## What needs to be done
Review the listing and copy each line that holds the word "styles".
-=-=-
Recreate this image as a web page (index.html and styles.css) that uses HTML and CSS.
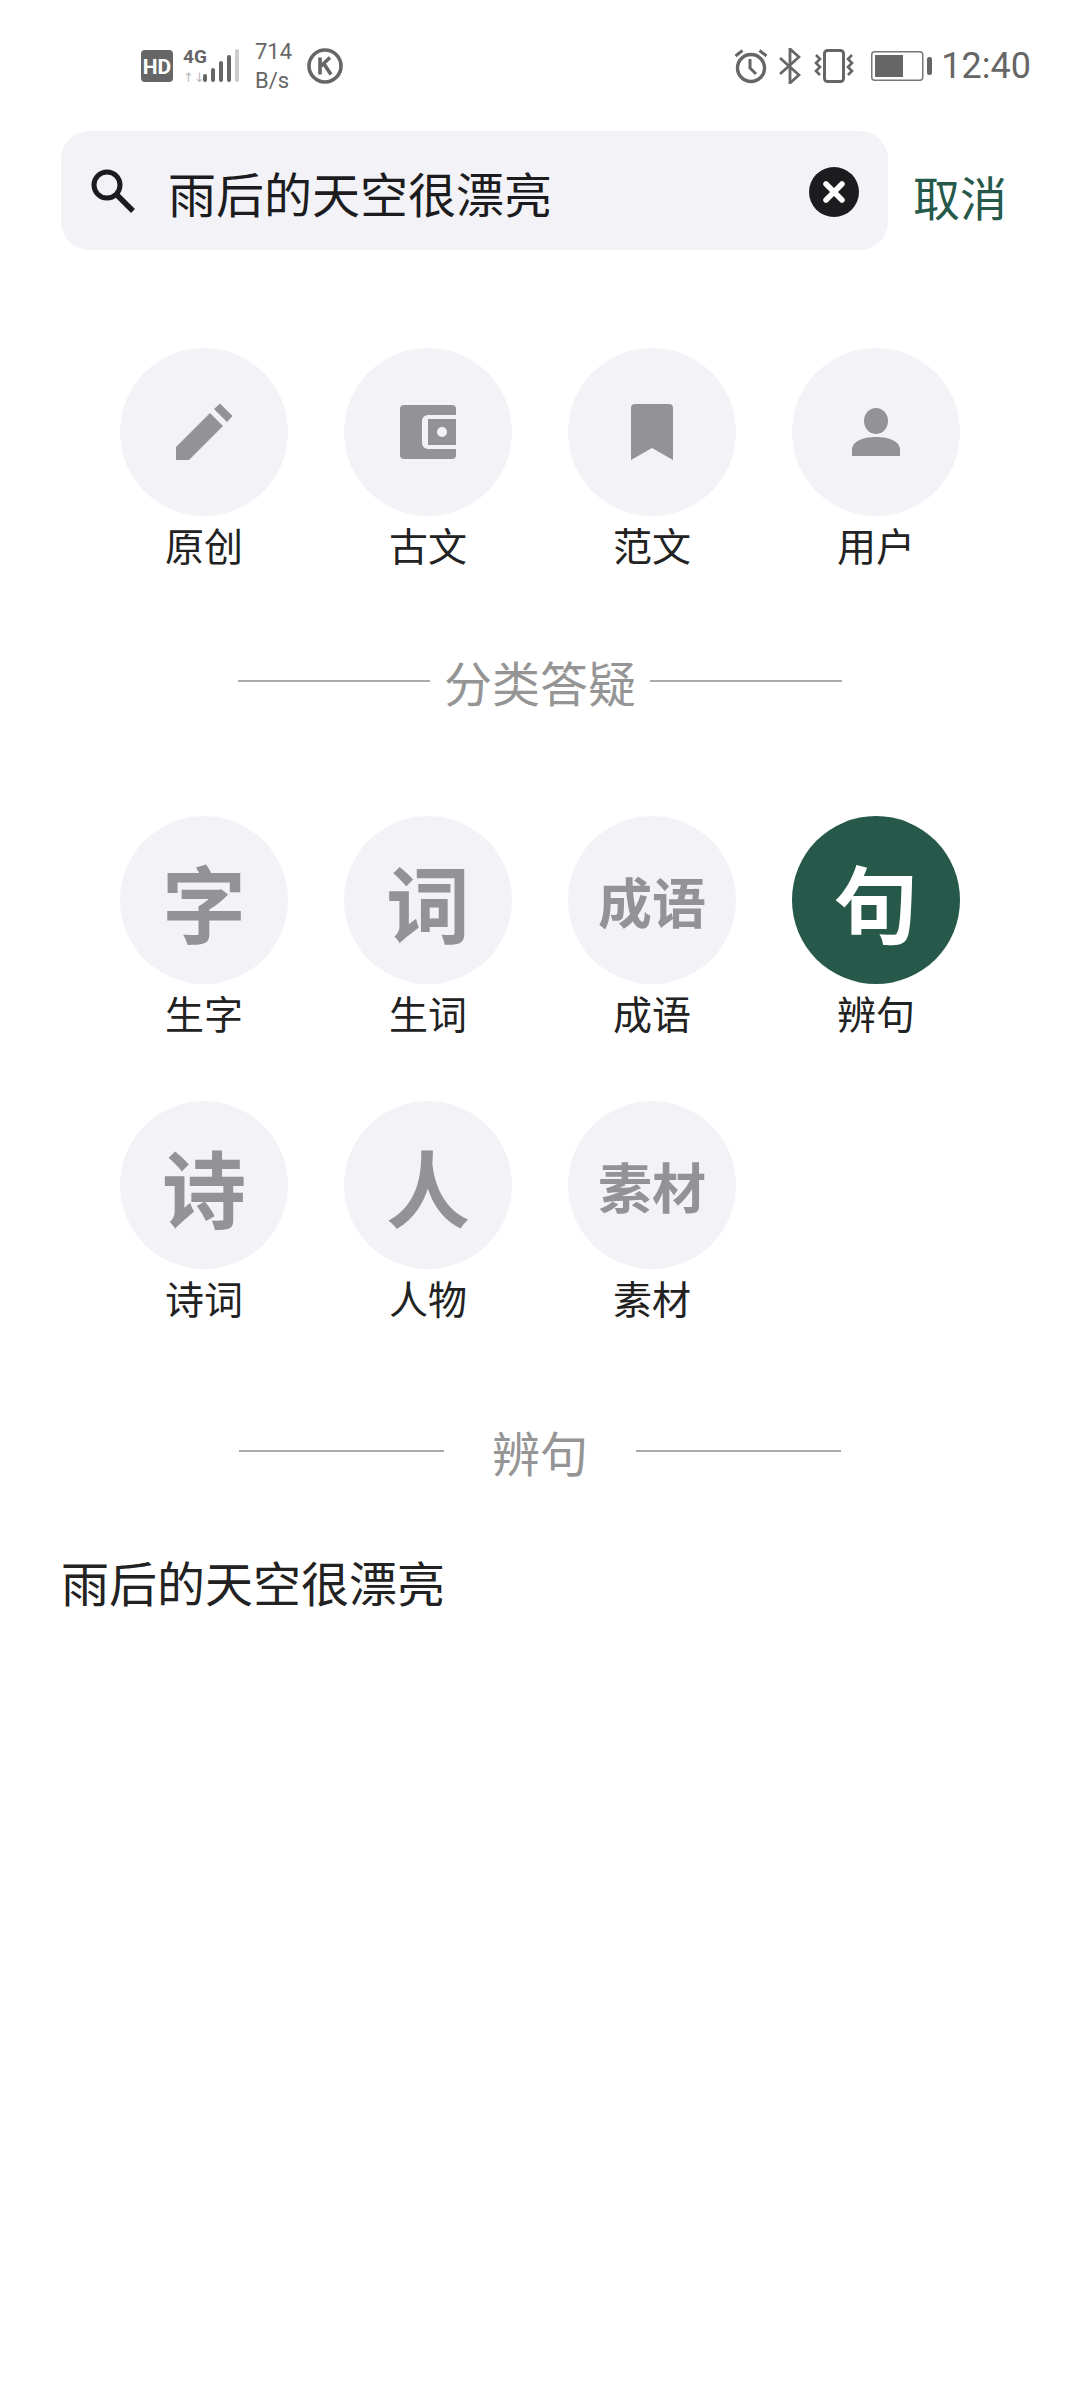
FILE: index.html
```html
<!DOCTYPE html>
<html lang="en">

<head>
    <meta charset="UTF-8" />
    <meta name="viewport" content="width=device-width, initial-scale=1.0" />
    <title>搜索</title>
    <link rel="stylesheet" href="styles.css">
</head>

<body>
    <header class="status-bar">
        <div class="status-group">
            <svg class="hd-icon" width="32" height="32" viewBox="0 0 32 32">
                <rect width="32" height="32" rx="4" fill="#666" />
                <text x="16" y="23.500" text-anchor="middle" class="hd-text">HD</text>
            </svg>
            <svg class="signal-icon" width="56" height="44" viewBox="0 -4 56 44">
                <text x="0" y="15" class="net-text">4G</text>
                <text x="0" y="34" class="arrows-text">↑↓</text>
                <rect x="20" y="26" width="4" height="8" rx="2" fill="#666" />
                <rect x="28" y="20" width="4" height="14" rx="2" fill="#666" />
                <rect x="36" y="13" width="4" height="21" rx="2" fill="#666" />
                <rect x="44" y="7" width="4" height="27" rx="2" fill="#666" />
                <rect x="52" y="1" width="4" height="33" rx="2" fill="#ccc" />
            </svg>
            <div class="net-speed">
                <span>714</span>
                <span>B/s</span>
            </div>
            <svg class="k-icon" width="36" height="36" viewBox="0 0 36 36">
                <circle cx="18" cy="18" r="16" fill="none" stroke="#666" stroke-width="3.600" />
                <path d="M13 9.500v17M14 18l9-8.500M17 16l7 10.500" fill="none" stroke="#666" stroke-width="3.600" />
            </svg>
        </div>
        <div class="status-group">
            <svg class="alarm-icon" width="34" height="36" viewBox="0 0 34 36">
                <circle cx="17" cy="20" r="13.500" fill="none" stroke="#666" stroke-width="3.400" />
                <path d="M16 11v9l6 6M1.500 8l7-5.500M32.500 8l-7-5.500" fill="none" stroke="#666" stroke-width="3" />
            </svg>
            <svg class="bt-icon" width="22" height="36" viewBox="0 0 22 36">
                <path d="M1 10l19 17-9 8V1l9 8L1 26" fill="none" stroke="#666" stroke-width="2.800" />
            </svg>
            <svg class="vibrate-icon" width="42" height="34" viewBox="0 0 42 34">
                <rect x="11.500" y="1.500" width="19" height="31" rx="3" fill="none" stroke="#666" stroke-width="3" />
                <path d="M3 6l4 4-4 4 4 4-4 4 4 4M39 6l-4 4 4 4-4 4 4 4-4 4" fill="none" stroke="#666" stroke-width="2.600" />
            </svg>
            <svg class="battery-icon" width="62" height="30" viewBox="0 0 62 30">
                <rect x="0.750" y="0.750" width="51" height="28.500" rx="3" fill="none" stroke="#777" stroke-width="1.500" />
                <rect x="4" y="4" width="28" height="22" fill="#666" />
                <rect x="56" y="6" width="5" height="18" rx="2" fill="#666" />
            </svg>
            <span class="clock">12:40</span>
        </div>
    </header>

    <div class="search-row">
        <div class="search-box">
            <svg class="search-icon" width="46" height="46" viewBox="0 0 46 46">
                <circle cx="17" cy="17" r="13" fill="none" stroke="#1c1c1e" stroke-width="5" />
                <path d="M26 26l17 17" stroke="#1c1c1e" stroke-width="5.500" />
            </svg>
            <span class="search-text">雨后的天空很漂亮</span>
            <svg class="clear-icon" width="50" height="50" viewBox="0 0 50 50">
                <circle cx="25" cy="25" r="25" fill="#1c1c1e" />
                <path d="M17 17l16 16M33 17L17 33" stroke="#fff" stroke-width="5.500" stroke-linecap="round" />
            </svg>
        </div>
        <span class="cancel">取消</span>
    </div>

    <section class="grid grid-types">
        <div class="item">
            <div class="circle">
                <svg width="60" height="60" viewBox="0 0 60 60">
                    <path d="M2 58V45L36 11l13 13-34 34zM40 7l6-5.500L58.500 14 53 20z" fill="#939396" />
                </svg>
            </div>
            <span class="label">原创</span>
        </div>
        <div class="item">
            <div class="circle">
                <svg width="60" height="60" viewBox="0 0 60 60">
                    <path fill-rule="evenodd" d="M6 3h48a4 4 0 0 1 4 4v6H30a6 6 0 0 0-6 6v22a6 6 0 0 0 6 6h28v6a4 4 0 0 1-4 4H6a4 4 0 0 1-4-4V7a4 4 0 0 1 4-4zM30 17h28v26H30zM44 25a5 5 0 1 0 0 10 5 5 0 0 0 0-10z" fill="#939396" />
                </svg>
            </div>
            <span class="label">古文</span>
        </div>
        <div class="item">
            <div class="circle">
                <svg width="44" height="58" viewBox="0 0 44 58">
                    <path d="M5 1h34a4 4 0 0 1 4 4v52L22 45 1 57V5a4 4 0 0 1 4-4z" fill="#939396" />
                </svg>
            </div>
            <span class="label">范文</span>
        </div>
        <div class="item">
            <div class="circle">
                <svg width="48" height="48" viewBox="0 0 48 48">
                    <ellipse cx="24" cy="13" rx="12" ry="13" fill="#939396" />
                    <path d="M0 48v-6c0-9 11-13 24-13s24 4 24 13v6z" fill="#939396" />
                </svg>
            </div>
            <span class="label">用户</span>
        </div>
    </section>

    <div class="divider divider-first">
        <span class="line"></span>
        <span class="divider-text">分类答疑</span>
        <span class="line"></span>
    </div>

    <section class="grid grid-cats">
        <div class="item">
            <div class="circle glyph">字</div>
            <span class="label">生字</span>
        </div>
        <div class="item">
            <div class="circle glyph">词</div>
            <span class="label">生词</span>
        </div>
        <div class="item">
            <div class="circle glyph glyph-small">成语</div>
            <span class="label">成语</span>
        </div>
        <div class="item">
            <div class="circle glyph active">句</div>
            <span class="label">辨句</span>
        </div>
        <div class="item">
            <div class="circle glyph">诗</div>
            <span class="label">诗词</span>
        </div>
        <div class="item">
            <div class="circle glyph">人</div>
            <span class="label">人物</span>
        </div>
        <div class="item">
            <div class="circle glyph glyph-small">素材</div>
            <span class="label">素材</span>
        </div>
    </section>

    <div class="divider divider-second">
        <span class="line"></span>
        <span class="divider-text">辨句</span>
        <span class="line"></span>
    </div>

    <p class="result">雨后的天空很漂亮</p>
</body>

</html>
```

FILE: styles.css
```css
body {
    margin: 0;
    width: 1080px;
    height: 2400px;
    overflow: hidden;
    background-color: #fff;
    color: #222;
    font-family: "Noto Sans CJK SC", Roboto, sans-serif;
}

.status-bar {
    display: flex;
    justify-content: space-between;
    align-items: center;
    height: 131px;
    padding: 0 49px 0 141px;
}

.status-group {
    display: flex;
    align-items: center;
}

.hd-text {
    font-family: Roboto, sans-serif;
    font-size: 21px;
    font-weight: 700;
    fill: #fff;
}

.net-text {
    font-family: Roboto, sans-serif;
    font-size: 19px;
    font-weight: 700;
    fill: #666;
}

.arrows-text {
    font-family: "DejaVu Sans", sans-serif;
    font-size: 13px;
    fill: #bbb;
}

.signal-icon {
    margin-left: 10px;
}

.net-speed {
    display: flex;
    flex-direction: column;
    margin-left: 16px;
    font-family: Roboto, sans-serif;
    font-size: 22px;
    line-height: 29px;
    color: #666;
}

.k-icon {
    margin-left: 15px;
}

.bt-icon {
    margin-left: 11px;
}

.vibrate-icon {
    margin-left: 12px;
}

.battery-icon {
    margin-left: 16px;
}

.clock {
    margin-left: 8px;
    font-family: Roboto, sans-serif;
    font-size: 36px;
    color: #666;
}

.search-row {
    display: flex;
    align-items: center;
    padding-left: 61px;
}

.search-box {
    display: flex;
    align-items: center;
    width: 827px;
    height: 119px;
    padding: 0 29px 0 29px;
    box-sizing: border-box;
    border-radius: 28px;
    background-color: #f3f3f7;
}

.search-text {
    flex: 1;
    margin: 3px 0 0 32px;
    font-size: 48px;
    line-height: 116px;
    color: #1c1c1e;
}

.clear-icon {
    margin-top: 2px;
}

.cancel {
    margin: 9px 0 0 25px;
    font-size: 47px;
    color: #27594a;
}

.grid {
    display: grid;
    grid-template-columns: repeat(4, 224px);
    grid-auto-rows: 285px;
    padding-left: 92px;
}

.grid-types {
    margin-top: 98px;
}

.grid-cats {
    margin-top: 100px;
}

.item {
    display: flex;
    flex-direction: column;
    align-items: center;
}

.circle {
    display: flex;
    justify-content: center;
    align-items: center;
    width: 168px;
    height: 168px;
    border-radius: 50%;
    background-color: #f3f3f7;
}

.glyph {
    font-size: 84px;
    font-weight: 700;
    color: #939396;
}

.glyph-small {
    font-size: 54px;
}

.active {
    background-color: #26594a;
    color: #fff;
}

.label {
    margin-top: 3px;
    font-size: 39px;
    line-height: 50px;
    color: #222;
}

.divider {
    display: flex;
    align-items: center;
    justify-content: center;
    height: 70px;
}

.divider-first {
    margin-top: 13px;
}

.divider-second {
    margin-top: 30px;
}

.line {
    width: 192px;
    height: 2px;
    background-color: #aaa;
}

.divider-text {
    margin: 0 14px;
    font-size: 48px;
    color: #959595;
}

.divider-second .line {
    width: 205px;
}

.divider-second .divider-text {
    margin: 0 48px;
}

.result {
    margin: 60px 0 0 61px;
    font-size: 48px;
    line-height: 70px;
    color: #222;
}
```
-=-=-
## Result below
Recreate this image as a web page (index.html and styles.css) that uses HTML and CSS.
    <link rel="stylesheet" href="styles.css">
FILE: styles.css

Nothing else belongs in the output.